### [TASK DIRECTIONS]
Please return exactly the run of lines that begins with the line containing "Write the React" and ends with the line containing "import React from", pictures excluded.
-- Begin EXERCISE MATERIAL --
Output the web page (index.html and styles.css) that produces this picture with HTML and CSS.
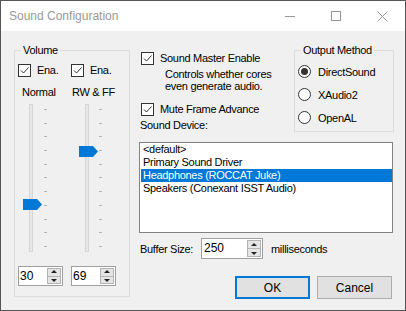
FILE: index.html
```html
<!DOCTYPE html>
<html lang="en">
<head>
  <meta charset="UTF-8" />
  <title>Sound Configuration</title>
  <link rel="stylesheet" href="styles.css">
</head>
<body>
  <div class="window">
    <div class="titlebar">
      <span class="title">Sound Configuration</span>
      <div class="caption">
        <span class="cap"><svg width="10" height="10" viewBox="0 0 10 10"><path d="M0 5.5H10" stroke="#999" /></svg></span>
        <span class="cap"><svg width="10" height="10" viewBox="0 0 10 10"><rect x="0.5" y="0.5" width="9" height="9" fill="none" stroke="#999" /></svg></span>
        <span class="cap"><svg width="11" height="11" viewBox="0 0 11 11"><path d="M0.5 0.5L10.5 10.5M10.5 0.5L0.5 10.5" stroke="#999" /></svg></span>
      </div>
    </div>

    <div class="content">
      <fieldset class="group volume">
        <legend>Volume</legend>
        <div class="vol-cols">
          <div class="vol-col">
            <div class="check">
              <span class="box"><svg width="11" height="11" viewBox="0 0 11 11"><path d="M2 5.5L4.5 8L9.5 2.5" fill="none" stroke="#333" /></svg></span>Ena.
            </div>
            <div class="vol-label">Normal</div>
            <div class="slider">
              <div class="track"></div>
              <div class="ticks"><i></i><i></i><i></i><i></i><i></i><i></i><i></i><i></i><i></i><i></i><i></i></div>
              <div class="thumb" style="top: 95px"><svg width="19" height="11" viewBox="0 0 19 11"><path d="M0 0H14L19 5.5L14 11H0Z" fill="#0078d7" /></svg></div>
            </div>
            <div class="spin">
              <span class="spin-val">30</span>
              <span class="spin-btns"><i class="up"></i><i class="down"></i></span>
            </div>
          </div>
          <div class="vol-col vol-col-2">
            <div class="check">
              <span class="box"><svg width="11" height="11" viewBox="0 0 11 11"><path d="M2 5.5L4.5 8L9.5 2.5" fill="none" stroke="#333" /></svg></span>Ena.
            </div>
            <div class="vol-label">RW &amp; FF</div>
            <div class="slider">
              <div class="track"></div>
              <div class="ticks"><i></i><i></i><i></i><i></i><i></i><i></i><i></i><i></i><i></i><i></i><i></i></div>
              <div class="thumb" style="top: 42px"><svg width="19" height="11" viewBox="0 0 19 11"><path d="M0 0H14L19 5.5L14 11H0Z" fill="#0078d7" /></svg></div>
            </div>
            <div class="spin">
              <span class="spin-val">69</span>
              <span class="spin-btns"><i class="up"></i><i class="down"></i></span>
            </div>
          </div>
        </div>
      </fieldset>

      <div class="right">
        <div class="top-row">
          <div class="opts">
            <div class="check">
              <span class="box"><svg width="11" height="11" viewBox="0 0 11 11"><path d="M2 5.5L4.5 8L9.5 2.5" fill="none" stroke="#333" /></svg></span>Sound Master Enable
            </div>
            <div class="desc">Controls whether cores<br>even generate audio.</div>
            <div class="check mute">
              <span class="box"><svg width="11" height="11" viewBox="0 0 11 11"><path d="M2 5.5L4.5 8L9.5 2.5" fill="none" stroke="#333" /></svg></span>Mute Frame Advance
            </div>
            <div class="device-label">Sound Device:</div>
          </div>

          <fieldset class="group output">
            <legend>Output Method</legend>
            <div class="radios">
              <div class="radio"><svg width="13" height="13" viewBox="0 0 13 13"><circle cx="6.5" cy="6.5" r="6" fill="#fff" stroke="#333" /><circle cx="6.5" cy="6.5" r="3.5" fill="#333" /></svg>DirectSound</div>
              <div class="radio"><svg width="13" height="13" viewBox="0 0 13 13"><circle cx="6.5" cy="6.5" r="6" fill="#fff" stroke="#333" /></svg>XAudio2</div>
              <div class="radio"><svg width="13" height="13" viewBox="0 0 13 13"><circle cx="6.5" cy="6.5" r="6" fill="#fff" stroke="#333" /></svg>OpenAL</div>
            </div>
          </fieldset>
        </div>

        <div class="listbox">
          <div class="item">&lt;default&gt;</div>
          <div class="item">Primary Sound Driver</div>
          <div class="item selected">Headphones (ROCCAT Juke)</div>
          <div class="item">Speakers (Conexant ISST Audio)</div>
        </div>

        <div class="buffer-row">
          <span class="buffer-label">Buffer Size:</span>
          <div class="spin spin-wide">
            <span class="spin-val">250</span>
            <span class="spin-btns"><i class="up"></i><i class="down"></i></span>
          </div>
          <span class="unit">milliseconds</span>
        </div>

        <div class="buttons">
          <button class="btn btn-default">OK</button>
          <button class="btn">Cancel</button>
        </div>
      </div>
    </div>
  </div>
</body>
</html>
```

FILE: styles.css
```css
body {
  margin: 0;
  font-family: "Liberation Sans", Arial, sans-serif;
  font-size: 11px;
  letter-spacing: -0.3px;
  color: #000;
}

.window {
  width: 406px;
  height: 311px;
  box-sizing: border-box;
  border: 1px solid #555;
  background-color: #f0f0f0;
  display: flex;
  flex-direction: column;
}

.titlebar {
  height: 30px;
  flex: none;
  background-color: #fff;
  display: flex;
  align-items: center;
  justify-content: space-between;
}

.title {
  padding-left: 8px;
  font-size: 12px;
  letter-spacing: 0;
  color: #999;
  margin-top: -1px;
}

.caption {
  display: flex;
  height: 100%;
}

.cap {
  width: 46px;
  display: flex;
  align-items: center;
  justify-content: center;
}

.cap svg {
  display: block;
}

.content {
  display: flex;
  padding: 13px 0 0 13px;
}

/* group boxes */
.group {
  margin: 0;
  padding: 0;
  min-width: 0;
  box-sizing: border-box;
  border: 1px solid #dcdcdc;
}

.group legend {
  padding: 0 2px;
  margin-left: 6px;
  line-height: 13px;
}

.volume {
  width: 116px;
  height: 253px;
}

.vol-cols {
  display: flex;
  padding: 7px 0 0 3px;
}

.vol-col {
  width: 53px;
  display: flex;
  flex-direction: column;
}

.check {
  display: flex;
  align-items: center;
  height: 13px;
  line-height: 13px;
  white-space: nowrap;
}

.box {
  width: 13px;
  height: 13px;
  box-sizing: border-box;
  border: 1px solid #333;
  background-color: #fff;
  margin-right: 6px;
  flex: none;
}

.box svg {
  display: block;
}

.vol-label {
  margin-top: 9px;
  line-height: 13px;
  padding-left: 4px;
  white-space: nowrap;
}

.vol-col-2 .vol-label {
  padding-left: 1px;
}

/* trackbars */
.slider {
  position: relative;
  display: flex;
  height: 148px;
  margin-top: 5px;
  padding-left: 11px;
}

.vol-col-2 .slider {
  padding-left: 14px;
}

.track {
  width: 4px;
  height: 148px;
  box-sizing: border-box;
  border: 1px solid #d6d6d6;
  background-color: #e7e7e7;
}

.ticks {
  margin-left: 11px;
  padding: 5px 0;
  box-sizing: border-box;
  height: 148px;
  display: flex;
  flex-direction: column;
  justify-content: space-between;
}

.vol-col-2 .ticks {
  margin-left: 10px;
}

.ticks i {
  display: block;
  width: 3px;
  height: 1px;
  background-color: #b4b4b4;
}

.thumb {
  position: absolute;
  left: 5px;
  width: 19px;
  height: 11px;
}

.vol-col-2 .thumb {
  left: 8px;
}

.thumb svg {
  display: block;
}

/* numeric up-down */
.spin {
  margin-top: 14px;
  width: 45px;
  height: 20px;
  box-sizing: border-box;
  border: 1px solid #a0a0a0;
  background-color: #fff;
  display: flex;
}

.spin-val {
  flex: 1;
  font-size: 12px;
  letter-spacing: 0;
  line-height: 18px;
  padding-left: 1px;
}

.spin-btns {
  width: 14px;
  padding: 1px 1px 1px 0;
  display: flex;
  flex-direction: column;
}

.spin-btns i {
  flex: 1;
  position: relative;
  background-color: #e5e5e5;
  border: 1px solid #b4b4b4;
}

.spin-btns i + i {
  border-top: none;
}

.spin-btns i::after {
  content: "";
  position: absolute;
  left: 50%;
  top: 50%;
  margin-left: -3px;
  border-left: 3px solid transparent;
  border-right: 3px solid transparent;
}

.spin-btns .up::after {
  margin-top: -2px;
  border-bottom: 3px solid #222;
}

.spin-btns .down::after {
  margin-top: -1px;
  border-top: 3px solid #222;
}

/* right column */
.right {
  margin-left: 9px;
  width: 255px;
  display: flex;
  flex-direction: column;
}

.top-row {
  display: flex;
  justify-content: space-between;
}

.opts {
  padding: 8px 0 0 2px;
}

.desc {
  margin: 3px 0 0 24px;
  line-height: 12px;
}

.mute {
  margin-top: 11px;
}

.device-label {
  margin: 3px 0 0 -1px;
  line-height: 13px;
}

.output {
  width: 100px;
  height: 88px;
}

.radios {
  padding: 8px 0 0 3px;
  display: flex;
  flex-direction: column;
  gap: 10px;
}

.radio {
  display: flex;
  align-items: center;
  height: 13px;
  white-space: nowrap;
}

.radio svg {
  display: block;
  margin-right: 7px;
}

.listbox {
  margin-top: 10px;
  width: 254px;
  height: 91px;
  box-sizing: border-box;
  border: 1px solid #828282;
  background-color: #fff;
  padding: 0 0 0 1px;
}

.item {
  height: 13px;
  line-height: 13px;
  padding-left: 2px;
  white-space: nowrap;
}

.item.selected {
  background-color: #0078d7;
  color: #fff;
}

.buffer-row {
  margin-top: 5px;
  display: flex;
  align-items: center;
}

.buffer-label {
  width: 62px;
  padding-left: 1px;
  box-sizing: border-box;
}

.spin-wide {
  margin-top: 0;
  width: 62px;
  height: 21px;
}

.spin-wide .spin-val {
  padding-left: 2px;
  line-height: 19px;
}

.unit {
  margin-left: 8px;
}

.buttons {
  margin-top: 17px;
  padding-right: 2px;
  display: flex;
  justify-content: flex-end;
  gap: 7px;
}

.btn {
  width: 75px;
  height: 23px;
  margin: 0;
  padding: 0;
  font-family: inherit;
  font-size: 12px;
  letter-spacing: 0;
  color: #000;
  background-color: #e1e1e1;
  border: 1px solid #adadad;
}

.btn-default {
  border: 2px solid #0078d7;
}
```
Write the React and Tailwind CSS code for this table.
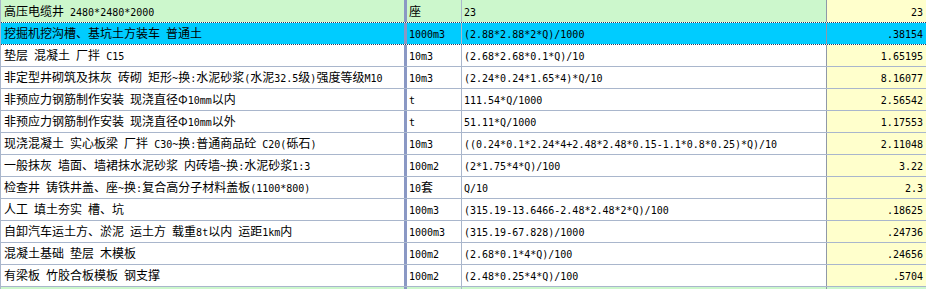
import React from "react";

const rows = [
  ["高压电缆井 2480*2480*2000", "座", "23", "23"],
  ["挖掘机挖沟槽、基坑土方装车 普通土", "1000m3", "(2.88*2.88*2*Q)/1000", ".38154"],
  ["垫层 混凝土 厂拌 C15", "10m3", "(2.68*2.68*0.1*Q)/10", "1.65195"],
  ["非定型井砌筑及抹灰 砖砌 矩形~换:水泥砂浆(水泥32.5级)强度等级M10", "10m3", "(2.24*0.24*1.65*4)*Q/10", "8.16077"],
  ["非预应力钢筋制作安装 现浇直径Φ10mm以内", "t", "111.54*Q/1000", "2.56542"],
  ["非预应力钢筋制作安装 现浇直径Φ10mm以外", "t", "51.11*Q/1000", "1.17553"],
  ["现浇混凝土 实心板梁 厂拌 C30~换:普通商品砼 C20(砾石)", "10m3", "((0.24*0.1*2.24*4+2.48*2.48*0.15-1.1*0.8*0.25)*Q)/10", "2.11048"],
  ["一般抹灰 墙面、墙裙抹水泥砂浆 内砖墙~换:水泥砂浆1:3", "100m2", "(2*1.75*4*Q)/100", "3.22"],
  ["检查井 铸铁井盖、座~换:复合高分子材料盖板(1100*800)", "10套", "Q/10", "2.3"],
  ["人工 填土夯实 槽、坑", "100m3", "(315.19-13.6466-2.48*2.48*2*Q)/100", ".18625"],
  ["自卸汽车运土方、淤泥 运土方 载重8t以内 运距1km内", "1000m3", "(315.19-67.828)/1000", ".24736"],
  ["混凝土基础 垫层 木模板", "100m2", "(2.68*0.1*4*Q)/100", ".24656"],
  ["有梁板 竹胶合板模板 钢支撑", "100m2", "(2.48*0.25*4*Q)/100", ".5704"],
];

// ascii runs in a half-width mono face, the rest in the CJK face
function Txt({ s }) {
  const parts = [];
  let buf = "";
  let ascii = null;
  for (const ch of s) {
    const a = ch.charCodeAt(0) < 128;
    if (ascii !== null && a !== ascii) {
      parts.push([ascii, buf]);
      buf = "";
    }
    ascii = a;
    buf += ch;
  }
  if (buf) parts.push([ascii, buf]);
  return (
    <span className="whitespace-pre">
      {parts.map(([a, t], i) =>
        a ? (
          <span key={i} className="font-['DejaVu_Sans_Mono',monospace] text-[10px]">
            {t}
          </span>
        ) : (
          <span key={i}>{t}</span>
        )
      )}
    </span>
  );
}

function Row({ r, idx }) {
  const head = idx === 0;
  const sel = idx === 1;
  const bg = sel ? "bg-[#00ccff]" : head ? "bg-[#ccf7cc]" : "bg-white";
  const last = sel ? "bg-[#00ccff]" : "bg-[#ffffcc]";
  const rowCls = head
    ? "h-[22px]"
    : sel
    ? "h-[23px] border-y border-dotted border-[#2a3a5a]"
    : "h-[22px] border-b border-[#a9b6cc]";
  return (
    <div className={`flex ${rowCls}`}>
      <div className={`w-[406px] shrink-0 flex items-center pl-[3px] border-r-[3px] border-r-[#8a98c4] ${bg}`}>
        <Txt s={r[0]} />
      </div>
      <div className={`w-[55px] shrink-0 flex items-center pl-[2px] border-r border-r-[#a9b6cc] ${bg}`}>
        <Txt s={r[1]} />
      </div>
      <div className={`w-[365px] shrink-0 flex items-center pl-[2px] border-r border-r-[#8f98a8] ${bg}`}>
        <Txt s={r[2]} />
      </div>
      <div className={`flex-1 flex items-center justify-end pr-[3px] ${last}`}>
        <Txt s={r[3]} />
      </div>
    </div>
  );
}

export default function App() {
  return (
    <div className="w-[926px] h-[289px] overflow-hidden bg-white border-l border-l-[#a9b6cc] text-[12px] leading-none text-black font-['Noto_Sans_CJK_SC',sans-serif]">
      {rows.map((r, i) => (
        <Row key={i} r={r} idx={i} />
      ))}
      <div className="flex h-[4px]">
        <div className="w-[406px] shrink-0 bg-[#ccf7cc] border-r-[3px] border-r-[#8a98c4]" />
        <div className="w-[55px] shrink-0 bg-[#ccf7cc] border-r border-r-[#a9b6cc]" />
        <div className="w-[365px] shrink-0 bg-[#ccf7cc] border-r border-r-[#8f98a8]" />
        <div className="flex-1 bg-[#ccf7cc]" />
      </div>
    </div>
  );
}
-- End EXERCISE MATERIAL --
### [OUTPUT FOR THIS EXERCISE]
Write the React and Tailwind CSS code for this table.
import React from "react";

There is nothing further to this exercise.